§ Information supplied
-- START --
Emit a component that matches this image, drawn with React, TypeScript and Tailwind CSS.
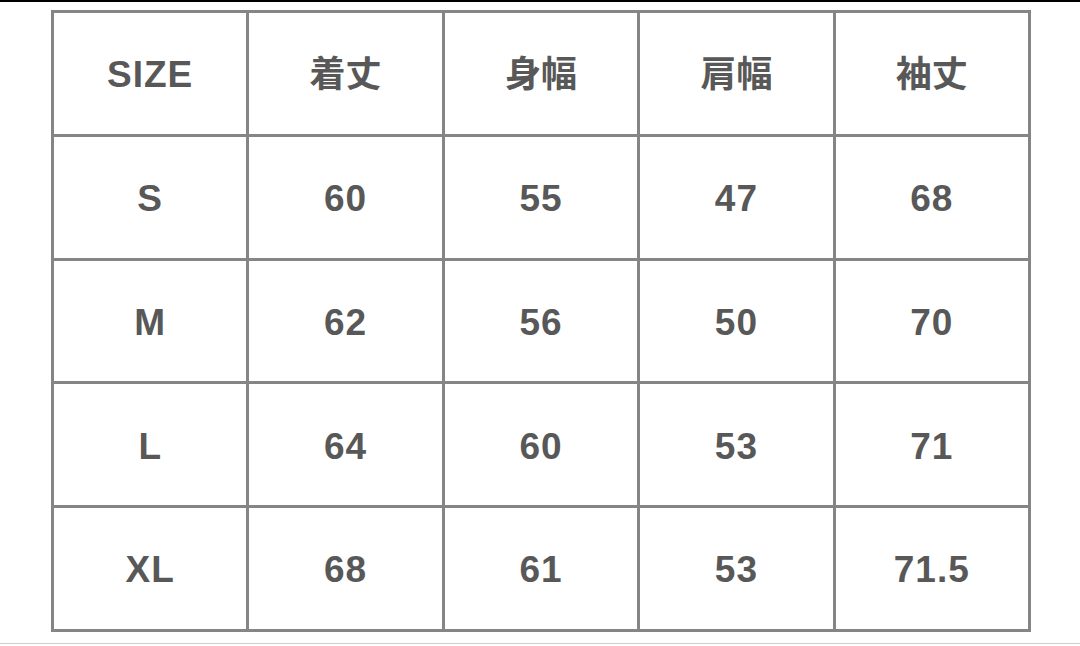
const header = ["SIZE", "着丈", "身幅", "肩幅", "袖丈"];

const rows = [
  ["S", "60", "55", "47", "68"],
  ["M", "62", "56", "50", "70"],
  ["L", "64", "60", "53", "71"],
  ["XL", "68", "61", "53", "71.5"],
];

function Cell({ children }: { children: React.ReactNode }) {
  return (
    <div className="flex items-center justify-center bg-white pt-[3px] text-[#585858]">
      {children}
    </div>
  );
}

export default function App() {
  return (
    <div
      className="flex h-[646px] w-[1080px] flex-col bg-white border-t-2 border-black"
      style={{ fontFamily: '"Liberation Sans", "Noto Sans CJK JP", sans-serif' }}
    >
      <div className="pl-[51px] pt-[8px]">
        {/* size chart */}
        <div className="grid h-[622px] w-[980px] grid-cols-5 grid-rows-5 gap-[3px] bg-[#858585] p-[3px] text-[37px] font-bold">
          {header.map((h) => (
            <Cell key={h}>
              <span className={h === "SIZE" ? "tracking-[1px]" : "text-[36px] font-bold"}>{h}</span>
            </Cell>
          ))}
          {rows.map((r) =>
            r.map((v, i) => (
              <Cell key={r[0] + i}>
                <span className="tracking-[1px]">{v}</span>
              </Cell>
            ))
          )}
        </div>
      </div>
      <div className="mt-auto mb-[2px] h-px bg-[#cfcfcf]" />
    </div>
  );
}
-- END --
§ What the exercise asks
Exactly as written, return every line of the listing, but not the pictures.

§ Solved problem
Emit a component that matches this image, drawn with React, TypeScript and Tailwind CSS.
const header = ["SIZE", "着丈", "身幅", "肩幅", "袖丈"];

const rows = [
  ["S", "60", "55", "47", "68"],
  ["M", "62", "56", "50", "70"],
  ["L", "64", "60", "53", "71"],
  ["XL", "68", "61", "53", "71.5"],
];

function Cell({ children }: { children: React.ReactNode }) {
  return (
    <div className="flex items-center justify-center bg-white pt-[3px] text-[#585858]">
      {children}
    </div>
  );
}

export default function App() {
  return (
    <div
      className="flex h-[646px] w-[1080px] flex-col bg-white border-t-2 border-black"
      style={{ fontFamily: '"Liberation Sans", "Noto Sans CJK JP", sans-serif' }}
    >
      <div className="pl-[51px] pt-[8px]">
        {/* size chart */}
        <div className="grid h-[622px] w-[980px] grid-cols-5 grid-rows-5 gap-[3px] bg-[#858585] p-[3px] text-[37px] font-bold">
          {header.map((h) => (
            <Cell key={h}>
              <span className={h === "SIZE" ? "tracking-[1px]" : "text-[36px] font-bold"}>{h}</span>
            </Cell>
          ))}
          {rows.map((r) =>
            r.map((v, i) => (
              <Cell key={r[0] + i}>
                <span className="tracking-[1px]">{v}</span>
              </Cell>
            ))
          )}
        </div>
      </div>
      <div className="mt-auto mb-[2px] h-px bg-[#cfcfcf]" />
    </div>
  );
}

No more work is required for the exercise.